Reproduce the lines of the material exactly, excluding every image.

__DATA__:
┌────────
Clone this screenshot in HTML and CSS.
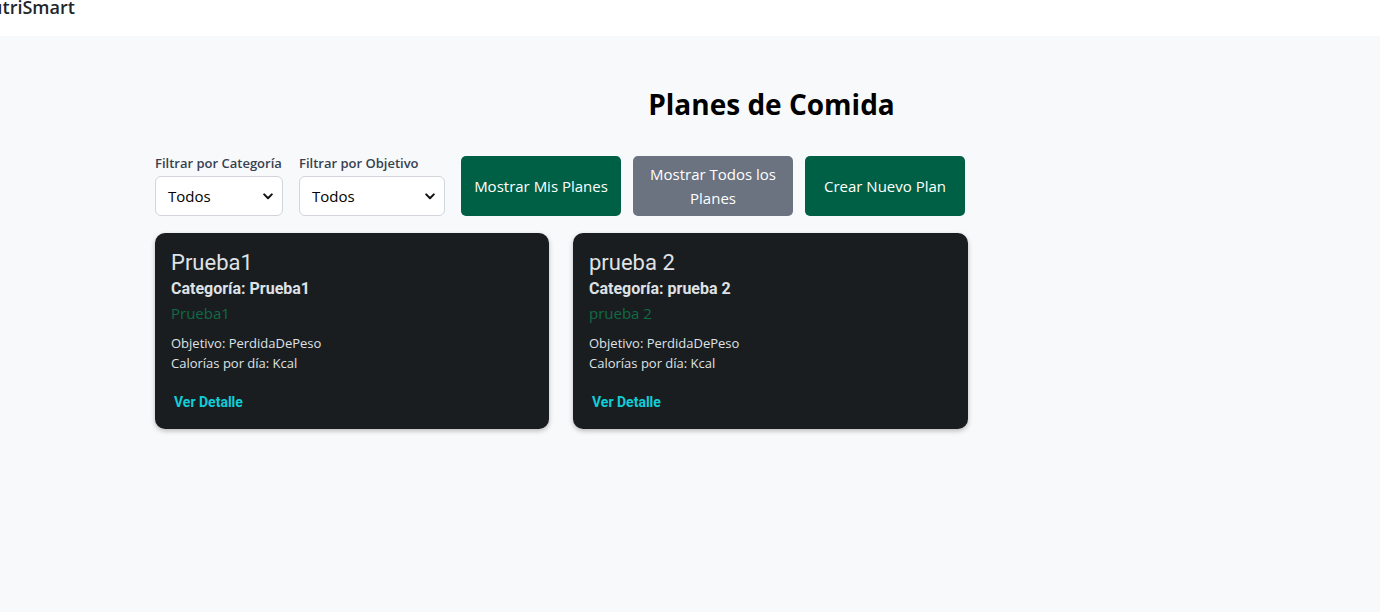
FILE: index.html
```html
<!DOCTYPE html>
<html lang="es">
<head>
<meta charset="utf-8">
<title>Planes de Comida</title>
<link rel="stylesheet" href="styles.css">
</head>
<body>
<header class="navbar">
  <span class="brand">NutriSmart</span>
</header>
<main class="page">
  <h1 class="title">Planes de Comida</h1>
  <div class="toolbar">
    <div class="filter">
      <label class="filter-label" for="cat">Filtrar por Categoría</label>
      <div class="select select-cat">
        <span>Todos</span>
        <svg class="chev" width="10" height="7" viewBox="0 0 10 7"><path d="M1.2 1.4 5 5.2 8.8 1.4" fill="none" stroke="#111" stroke-width="2" stroke-linecap="round" stroke-linejoin="round"/></svg>
      </div>
    </div>
    <div class="filter">
      <label class="filter-label" for="obj">Filtrar por Objetivo</label>
      <div class="select select-obj">
        <span>Todos</span>
        <svg class="chev" width="10" height="7" viewBox="0 0 10 7"><path d="M1.2 1.4 5 5.2 8.8 1.4" fill="none" stroke="#111" stroke-width="2" stroke-linecap="round" stroke-linejoin="round"/></svg>
      </div>
    </div>
    <div class="buttons">
      <button class="btn btn-green">Mostrar Mis Planes</button>
      <button class="btn btn-gray">Mostrar Todos los Planes</button>
      <button class="btn btn-green">Crear Nuevo Plan</button>
    </div>
  </div>
  <div class="cards">
    <article class="card">
      <h2 class="card-title">Prueba1</h2>
      <h3 class="card-cat">Categoría: Prueba1</h3>
      <p class="card-desc">Prueba1</p>
      <p class="card-meta">Objetivo: PerdidaDePeso</p>
      <p class="card-meta">Calorías por día: Kcal</p>
      <a class="card-link">Ver Detalle</a>
    </article>
    <article class="card">
      <h2 class="card-title">prueba 2</h2>
      <h3 class="card-cat">Categoría: prueba 2</h3>
      <p class="card-desc">prueba 2</p>
      <p class="card-meta">Objetivo: PerdidaDePeso</p>
      <p class="card-meta">Calorías por día: Kcal</p>
      <a class="card-link">Ver Detalle</a>
    </article>
  </div>
</main>
</body>
</html>
```
FILE: styles.css
```css
* { box-sizing: border-box; }
html, body { margin: 0; padding: 0; }
body {
  background: #f8f9fa;
  font-family: "Open Sans", "Noto Sans", sans-serif;
  color: #212529;
  width: 1380px;
  height: 612px;
  overflow: hidden;
}
.navbar {
  height: 36px;
  background: #ffffff;
  display: flex;
  align-items: flex-start;
  overflow: hidden;
}
.brand {
  font-family: "Open Sans", sans-serif;
  font-weight: 600;
  font-size: 18px;
  line-height: 18px;
  margin-left: -23px;
  margin-top: -2px;
  color: #212529;
}
.page {
  padding: 0 0 0 155px;
}
.title {
  margin: 50px 0 0 8px;
  text-align: center;
  font-family: "Open Sans", sans-serif;
  font-weight: 700;
  font-size: 28px;
  line-height: 36px;
  color: #000;
}
.toolbar {
  display: flex;
  align-items: flex-end;
  margin-top: 32px;
  gap: 16px;
}
.filter {
  display: flex;
  flex-direction: column;
}
.filter-label {
  font-size: 13px;
  font-weight: 600;
  color: #374151;
  line-height: 18px;
  margin-bottom: 4px;
}
.select {
  height: 40px;
  border: 1px solid #d1d5db;
  border-radius: 6px;
  background: #fff;
  display: flex;
  align-items: center;
  justify-content: space-between;
  padding: 0 9px 0 12px;
  font-size: 15px;
  color: #000;
}
.select-cat { width: 128px; }
.select-obj { width: 146px; }
.buttons {
  display: flex;
  gap: 12px;
}
.btn {
  width: 160px;
  height: 60px;
  border: none;
  border-radius: 5px;
  color: #fff;
  font-family: "Open Sans", sans-serif;
  font-size: 15px;
  line-height: 24px;
  padding: 0 12px;
}
.btn-green { background: #006045; }
.btn-gray { background: #6b7280; }
.cards {
  display: flex;
  gap: 24px;
  margin-top: 17px;
}
.card {
  width: 394px;
  height: 196px;
  background: #1a1d20;
  border-radius: 10px;
  box-shadow: 0 2px 5px rgba(0,0,0,0.25);
  padding: 16px 16px;
  color: #dee2e6;
}
.card + .card { width: 395px; }
.card-title {
  margin: 0;
  font-family: Roboto, sans-serif;
  font-weight: 400;
  font-size: 22px;
  line-height: 28px;
}
.card-cat {
  margin: 0;
  font-family: Roboto, sans-serif;
  font-weight: 700;
  font-size: 16px;
  line-height: 24px;
}
.card-desc {
  margin: 1px 0 9px;
  font-size: 15px;
  line-height: 22px;
  color: #0f6b44;
}
.card-meta {
  margin: 0;
  font-size: 13px;
  line-height: 20px;
}
.card-link {
  display: inline-block;
  margin: 21px 0 0 3px;
  font-family: Roboto, sans-serif;
  font-weight: 700;
  font-size: 14px;
  color: #10cdd8;
}
```
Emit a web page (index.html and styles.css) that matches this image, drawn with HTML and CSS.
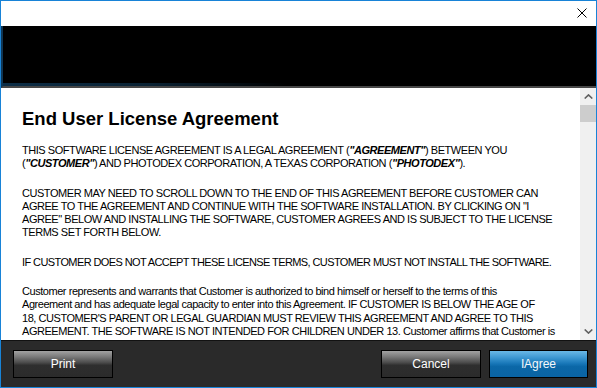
└────────
__EXERCISE SOLUTION__:
Clone this screenshot in HTML and CSS.
FILE: index.html
```html
<!DOCTYPE html>
<html lang="es">
<head>
<meta charset="utf-8">
<title>Planes de Comida</title>
<link rel="stylesheet" href="styles.css">
</head>
<body>
<header class="navbar">
  <span class="brand">NutriSmart</span>
</header>
<main class="page">
  <h1 class="title">Planes de Comida</h1>
  <div class="toolbar">
    <div class="filter">
      <label class="filter-label" for="cat">Filtrar por Categoría</label>
      <div class="select select-cat">
        <span>Todos</span>
        <svg class="chev" width="10" height="7" viewBox="0 0 10 7"><path d="M1.2 1.4 5 5.2 8.8 1.4" fill="none" stroke="#111" stroke-width="2" stroke-linecap="round" stroke-linejoin="round"/></svg>
      </div>
    </div>
    <div class="filter">
      <label class="filter-label" for="obj">Filtrar por Objetivo</label>
      <div class="select select-obj">
        <span>Todos</span>
        <svg class="chev" width="10" height="7" viewBox="0 0 10 7"><path d="M1.2 1.4 5 5.2 8.8 1.4" fill="none" stroke="#111" stroke-width="2" stroke-linecap="round" stroke-linejoin="round"/></svg>
      </div>
    </div>
    <div class="buttons">
      <button class="btn btn-green">Mostrar Mis Planes</button>
      <button class="btn btn-gray">Mostrar Todos los Planes</button>
      <button class="btn btn-green">Crear Nuevo Plan</button>
    </div>
  </div>
  <div class="cards">
    <article class="card">
      <h2 class="card-title">Prueba1</h2>
      <h3 class="card-cat">Categoría: Prueba1</h3>
      <p class="card-desc">Prueba1</p>
      <p class="card-meta">Objetivo: PerdidaDePeso</p>
      <p class="card-meta">Calorías por día: Kcal</p>
      <a class="card-link">Ver Detalle</a>
    </article>
    <article class="card">
      <h2 class="card-title">prueba 2</h2>
      <h3 class="card-cat">Categoría: prueba 2</h3>
      <p class="card-desc">prueba 2</p>
      <p class="card-meta">Objetivo: PerdidaDePeso</p>
      <p class="card-meta">Calorías por día: Kcal</p>
      <a class="card-link">Ver Detalle</a>
    </article>
  </div>
</main>
</body>
</html>
```
FILE: styles.css
```css
* { box-sizing: border-box; }
html, body { margin: 0; padding: 0; }
body {
  background: #f8f9fa;
  font-family: "Open Sans", "Noto Sans", sans-serif;
  color: #212529;
  width: 1380px;
  height: 612px;
  overflow: hidden;
}
.navbar {
  height: 36px;
  background: #ffffff;
  display: flex;
  align-items: flex-start;
  overflow: hidden;
}
.brand {
  font-family: "Open Sans", sans-serif;
  font-weight: 600;
  font-size: 18px;
  line-height: 18px;
  margin-left: -23px;
  margin-top: -2px;
  color: #212529;
}
.page {
  padding: 0 0 0 155px;
}
.title {
  margin: 50px 0 0 8px;
  text-align: center;
  font-family: "Open Sans", sans-serif;
  font-weight: 700;
  font-size: 28px;
  line-height: 36px;
  color: #000;
}
.toolbar {
  display: flex;
  align-items: flex-end;
  margin-top: 32px;
  gap: 16px;
}
.filter {
  display: flex;
  flex-direction: column;
}
.filter-label {
  font-size: 13px;
  font-weight: 600;
  color: #374151;
  line-height: 18px;
  margin-bottom: 4px;
}
.select {
  height: 40px;
  border: 1px solid #d1d5db;
  border-radius: 6px;
  background: #fff;
  display: flex;
  align-items: center;
  justify-content: space-between;
  padding: 0 9px 0 12px;
  font-size: 15px;
  color: #000;
}
.select-cat { width: 128px; }
.select-obj { width: 146px; }
.buttons {
  display: flex;
  gap: 12px;
}
.btn {
  width: 160px;
  height: 60px;
  border: none;
  border-radius: 5px;
  color: #fff;
  font-family: "Open Sans", sans-serif;
  font-size: 15px;
  line-height: 24px;
  padding: 0 12px;
}
.btn-green { background: #006045; }
.btn-gray { background: #6b7280; }
.cards {
  display: flex;
  gap: 24px;
  margin-top: 17px;
}
.card {
  width: 394px;
  height: 196px;
  background: #1a1d20;
  border-radius: 10px;
  box-shadow: 0 2px 5px rgba(0,0,0,0.25);
  padding: 16px 16px;
  color: #dee2e6;
}
.card + .card { width: 395px; }
.card-title {
  margin: 0;
  font-family: Roboto, sans-serif;
  font-weight: 400;
  font-size: 22px;
  line-height: 28px;
}
.card-cat {
  margin: 0;
  font-family: Roboto, sans-serif;
  font-weight: 700;
  font-size: 16px;
  line-height: 24px;
}
.card-desc {
  margin: 1px 0 9px;
  font-size: 15px;
  line-height: 22px;
  color: #0f6b44;
}
.card-meta {
  margin: 0;
  font-size: 13px;
  line-height: 20px;
}
.card-link {
  display: inline-block;
  margin: 21px 0 0 3px;
  font-family: Roboto, sans-serif;
  font-weight: 700;
  font-size: 14px;
  color: #10cdd8;
}
```
Emit a web page (index.html and styles.css) that matches this image, drawn with HTML and CSS.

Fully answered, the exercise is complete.